Un partenariat que la ministre a justifié par « la présence de 40.000 ressortissants français dans le golfe arabo-persique » notamment, avant d’être interrompue par le chahut provoqué dans l’hémicycle, par sa réponse.
Un député communiste des Bouches-du-Rhône, Pierre Dharréville, a réclamé « un moratoire » sur les livraisons d’armes à l’Arabie saoudite. Samia Ghali, sénatrice socialiste des Bouches-du-Rhône, a elle aussi demandé un moratoire sur les livraisons d’armes à l’Arabie saoudite, refusant que le port de Marseille devienne « la nouvelle route de l’arme de guerre ».
Le port de Marseille-Fos « ne servira pas à charger des armes ou des munitions », a pour sa part assuré à l’AFP Laurent Pastor, un responsable syndical des dockers, promettant que le chargement serait « vérifié ». Selon lui, le chargement du Bahri Tabuk a été présenté comme du « matériel civil pour un projet lié à l’énergie » et est prévu mercredi.
Le 10 mai dernier, un autre cargo saoudien de la compagnie maritime Bahri, le Bahri Yanbu, avait renoncé à accoster au port du Havre où il devait prendre livraison d’armes françaises. L’affaire avait été là aussi dévoilée par Disclose, le média indépendant qui avait également révélé mi-avril une note confidentielle de la Direction du renseignement militaire (DRM), listant les armes françaises utilisées dans la guerre contre les civils yéménites.

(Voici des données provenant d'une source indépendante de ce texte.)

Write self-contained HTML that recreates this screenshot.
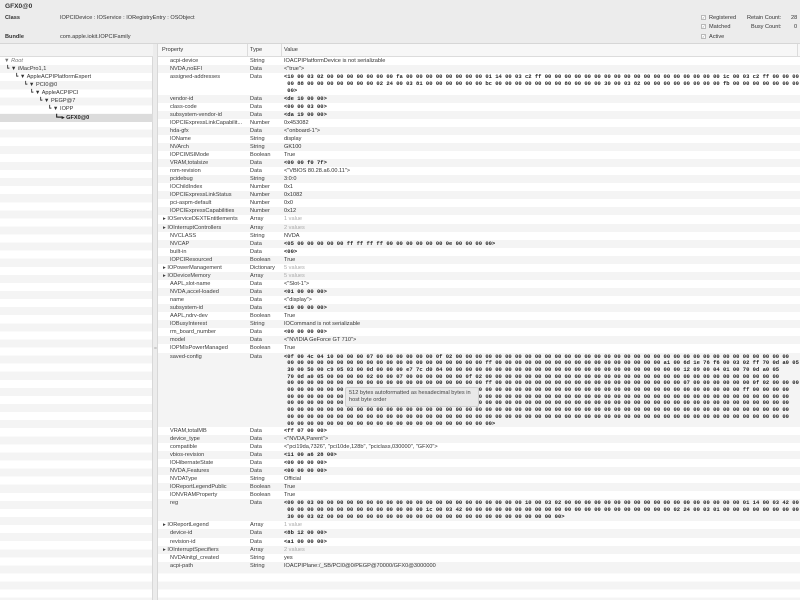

Néanmoins, trois journalistes ayant participé à cette enquête ont été récemment auditionnés par les services de renseignement français. Ces convocations ont suscité un tollé dans la profession qui dénonce une atteinte à la liberté de la presse.
Ansarullah réplique à Le Drian
« Oui c’est une sale guerre, oui il faut l’arrêter, oui il faut que les Saoudiens et les Emiriens arrêtent, oui il faut être extrêmement vigilant sur les ventes d’armes à l’égard de ces pays. C’est ce que nous faisons », a déclaré mardi sur France Inter le ministre des Affaires étrangères, Jean-Yves Le Drian. « Nous respectons scrupuleusement » le traité sur le commerce des armes, a-t-il indiqué.
En réaction, le porte-parole du mouvement de résistance yéménite Ansarullah a affirmé que les déclarations du chef de la diplomatie française sont insuffisantes.
« Nous saluons les déclarations du ministre français des Affaires Etrangères, mais elles restent insuffisantes tant que Paris ne met pas fin à la vente d’armes aux pays de l’agression (coalition saoudo-émiratie) », a écrit Mohammad Abdel Salam sur Twitter.
Et d’appeler « tous les pays impliqués dans la vente d’armes à la coalition à réviser ces transactions qui ont causé des massacres odieux à l’encontre des Yéménites ».
Amnesty appelle à bloquer le bateau de la honte
Dans un communiqué, Amnesty International a appelé la France à bloquer le départ de ce « bateau de la honte » pour l’Arabie saoudite, son chargement pouvant servir pour des « crimes de guerre » commis par les forces armées saoudiennes au Yémen.
Dans ce texte, l’ONG affirme que le Bahri Tabuk serait arrivé à Fos-sur-Mer avec des véhicules blindés canadiens à bord. Il y a des « raisons légitimes » de penser que des munitions françaises vont aussi être chargées, poursuit Amnesty.
L’ACAT (Action des chrétiens pour l’abolition de la torture) France a indiqué avoir déposé mardi après-midi un référé-liberté contre l’autorisation de charger des armes qui aurait été délivrée au cargo Bahri Tabuk par la Direction générale des douanes et droits indirects (DGDDI). Cette association avait déjà déposé un recours contre le chargement du Bahri Yanbu au Havre, mais celui-ci avait été rejeté le 10 mai.